We ordered quail with salt and lemon, spring rolls with meatball, Bon Bo Hue, my favorite vietnamese meal and a fish dish with said noodles. All very good but the BBHue was disappointing. Very nice and animated server.

Sauntered over to my breakfast hang Christie's in Burlingame with BigDave one morning. Been my breakfast spot for years, nothing fancy but great people and good fare. Neighborhood joint and after all this time Cam and I are family. BigD is now on the bus too.

We went to the Iron Gate in Belmont on Friday for my birthday. Eight of us. The Iron Gate is called dated, antiquated, your parents's restaurant, an old warhorse, and yes it is all those things. But it delivers and I love it. Took my pop there. It is your parents' favorite restaurant.

I started off with lightly breaded abalone in lemon and butter which was delicious and which I ever so magnanimously shared with my fellow diners. Then a spinach salad with hot bacon dressing prepared table side, veal chop with capers and green peppercorns, lovely sauce, sorbet palette cleanser and then a chocolate souffle cooked to order. We washed it all down with a couple bottles of Coppola cabernet.

Our favorite waiter from Bella Vista, Walter, mysteriously appeared, now working at the gate Friday and Saturday. Had a great if somewhat emotional night with my peeps.


Last night Steve and I went to Creola. Edwin has redone the place, opened up the kitchen. Started with crab hush puppies on a remarkable remoulade sauce. Steve had the marvelous filet. I stuck with red beans, rice and andouille.
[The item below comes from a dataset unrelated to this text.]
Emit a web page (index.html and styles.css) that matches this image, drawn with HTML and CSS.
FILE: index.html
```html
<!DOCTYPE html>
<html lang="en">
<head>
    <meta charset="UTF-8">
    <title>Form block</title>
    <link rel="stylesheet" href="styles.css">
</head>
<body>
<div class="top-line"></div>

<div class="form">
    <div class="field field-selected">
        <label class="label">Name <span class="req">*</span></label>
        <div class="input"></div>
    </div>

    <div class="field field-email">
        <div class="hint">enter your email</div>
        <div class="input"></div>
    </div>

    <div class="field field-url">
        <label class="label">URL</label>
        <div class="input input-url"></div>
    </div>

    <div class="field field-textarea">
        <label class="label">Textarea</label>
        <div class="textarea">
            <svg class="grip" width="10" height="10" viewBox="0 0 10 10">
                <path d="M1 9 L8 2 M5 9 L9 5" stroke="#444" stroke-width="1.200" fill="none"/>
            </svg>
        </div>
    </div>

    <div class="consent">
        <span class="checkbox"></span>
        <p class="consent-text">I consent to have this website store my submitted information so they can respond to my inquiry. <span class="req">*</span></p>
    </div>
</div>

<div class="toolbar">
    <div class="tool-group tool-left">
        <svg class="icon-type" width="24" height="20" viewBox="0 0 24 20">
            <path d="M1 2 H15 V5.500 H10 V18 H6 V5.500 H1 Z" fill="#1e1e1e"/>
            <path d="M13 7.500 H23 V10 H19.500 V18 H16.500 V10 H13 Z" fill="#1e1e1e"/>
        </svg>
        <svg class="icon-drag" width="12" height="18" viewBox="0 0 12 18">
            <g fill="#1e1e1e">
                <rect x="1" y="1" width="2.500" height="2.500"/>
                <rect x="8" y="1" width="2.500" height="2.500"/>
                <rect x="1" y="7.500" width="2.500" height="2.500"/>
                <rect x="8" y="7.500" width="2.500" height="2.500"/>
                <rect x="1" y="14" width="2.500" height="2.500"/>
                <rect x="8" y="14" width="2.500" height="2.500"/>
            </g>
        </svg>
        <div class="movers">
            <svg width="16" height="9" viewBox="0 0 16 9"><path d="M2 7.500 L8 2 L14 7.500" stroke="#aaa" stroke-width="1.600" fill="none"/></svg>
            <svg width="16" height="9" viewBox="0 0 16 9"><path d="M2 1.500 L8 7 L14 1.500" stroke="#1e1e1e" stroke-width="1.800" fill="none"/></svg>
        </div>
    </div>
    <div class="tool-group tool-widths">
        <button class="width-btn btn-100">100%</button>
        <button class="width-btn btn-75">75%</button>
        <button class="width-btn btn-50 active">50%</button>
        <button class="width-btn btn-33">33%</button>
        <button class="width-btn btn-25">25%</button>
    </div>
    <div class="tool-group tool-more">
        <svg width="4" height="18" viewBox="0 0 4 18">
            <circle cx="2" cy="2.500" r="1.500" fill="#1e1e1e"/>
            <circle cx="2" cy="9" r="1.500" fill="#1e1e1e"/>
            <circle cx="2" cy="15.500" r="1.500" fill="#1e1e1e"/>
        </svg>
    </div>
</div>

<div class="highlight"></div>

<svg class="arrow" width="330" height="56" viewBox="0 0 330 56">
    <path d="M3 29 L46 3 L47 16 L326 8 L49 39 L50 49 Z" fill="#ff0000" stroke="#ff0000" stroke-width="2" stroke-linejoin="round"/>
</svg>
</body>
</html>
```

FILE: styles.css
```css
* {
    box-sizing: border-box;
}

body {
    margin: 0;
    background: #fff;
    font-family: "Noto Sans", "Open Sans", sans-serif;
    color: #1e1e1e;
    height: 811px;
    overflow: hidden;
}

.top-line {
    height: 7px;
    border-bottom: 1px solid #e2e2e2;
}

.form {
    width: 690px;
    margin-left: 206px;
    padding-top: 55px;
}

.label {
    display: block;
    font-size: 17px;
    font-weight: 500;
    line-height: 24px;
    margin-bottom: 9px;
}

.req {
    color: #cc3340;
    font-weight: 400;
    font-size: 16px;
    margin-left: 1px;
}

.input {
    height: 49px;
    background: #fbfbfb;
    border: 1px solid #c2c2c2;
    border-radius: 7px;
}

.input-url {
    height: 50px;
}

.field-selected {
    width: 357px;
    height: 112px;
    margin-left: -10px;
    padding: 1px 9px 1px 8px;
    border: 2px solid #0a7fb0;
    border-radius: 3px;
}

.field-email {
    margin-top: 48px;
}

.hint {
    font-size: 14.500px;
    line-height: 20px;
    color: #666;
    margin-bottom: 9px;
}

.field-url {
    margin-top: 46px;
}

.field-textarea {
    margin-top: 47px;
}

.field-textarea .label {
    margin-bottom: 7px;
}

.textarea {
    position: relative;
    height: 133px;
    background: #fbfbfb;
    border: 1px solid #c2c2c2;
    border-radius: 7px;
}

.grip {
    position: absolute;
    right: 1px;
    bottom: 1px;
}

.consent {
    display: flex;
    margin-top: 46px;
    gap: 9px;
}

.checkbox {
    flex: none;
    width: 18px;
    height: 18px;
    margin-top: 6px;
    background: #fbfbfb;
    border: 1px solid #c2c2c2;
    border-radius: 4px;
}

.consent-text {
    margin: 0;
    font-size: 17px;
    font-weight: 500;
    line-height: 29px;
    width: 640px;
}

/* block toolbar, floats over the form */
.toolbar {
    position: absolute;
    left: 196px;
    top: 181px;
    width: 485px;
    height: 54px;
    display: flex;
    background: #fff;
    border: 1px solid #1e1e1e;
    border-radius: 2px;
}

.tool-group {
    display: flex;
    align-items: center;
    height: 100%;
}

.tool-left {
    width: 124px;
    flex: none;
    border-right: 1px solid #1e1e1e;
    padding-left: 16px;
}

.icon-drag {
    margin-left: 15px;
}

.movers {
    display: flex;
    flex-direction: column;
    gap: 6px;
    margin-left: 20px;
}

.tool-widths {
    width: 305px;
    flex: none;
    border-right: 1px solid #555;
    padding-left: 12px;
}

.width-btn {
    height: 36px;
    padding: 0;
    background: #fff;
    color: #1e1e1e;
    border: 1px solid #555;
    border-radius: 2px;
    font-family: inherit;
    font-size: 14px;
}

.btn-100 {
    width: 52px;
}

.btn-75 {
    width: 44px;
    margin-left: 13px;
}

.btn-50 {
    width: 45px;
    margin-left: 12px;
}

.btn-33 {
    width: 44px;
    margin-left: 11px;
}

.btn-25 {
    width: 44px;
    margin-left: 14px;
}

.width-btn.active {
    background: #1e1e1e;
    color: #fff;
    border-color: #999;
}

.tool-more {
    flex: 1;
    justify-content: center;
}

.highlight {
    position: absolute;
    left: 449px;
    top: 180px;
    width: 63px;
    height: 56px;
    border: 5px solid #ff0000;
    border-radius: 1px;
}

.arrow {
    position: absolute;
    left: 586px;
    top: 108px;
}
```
Excellent.

Not a lot more to report. A gorgeous sunrise over the Bay Bridge heading out of town. A pit stop in Bakersfield for pottery repair. More miles on the van and the tired old body.

Want to thank all of my friends, customers and dinner companions. Thanks for the hat, Cam. Thanks for the champagne and the buy, Loughlin. Thanks to Leslie, Kerry, Barb, Ron, Steve, Bill, Cam, Rick, BigD, Gary, everybody who has helped me out. Doug and Retha, Dixon and Connie, Renee, Andrew.

 Another show next week. 



4 comments:

Anonymous said...

I always like your stories about traveling to an art show and the food etc.

What about the art show?

critic in cave creek

Blue Heron said...

Dear critic,

The blast management reserves the right to write about whatever they wish to right about. Send proof of purchase and we will gladly send you a refund.

bhb

Unknown said...

Happy Birthday Robert!

Anonymous said...

The B&N photos are very nice. Glad your epicurean expectation were rewarded.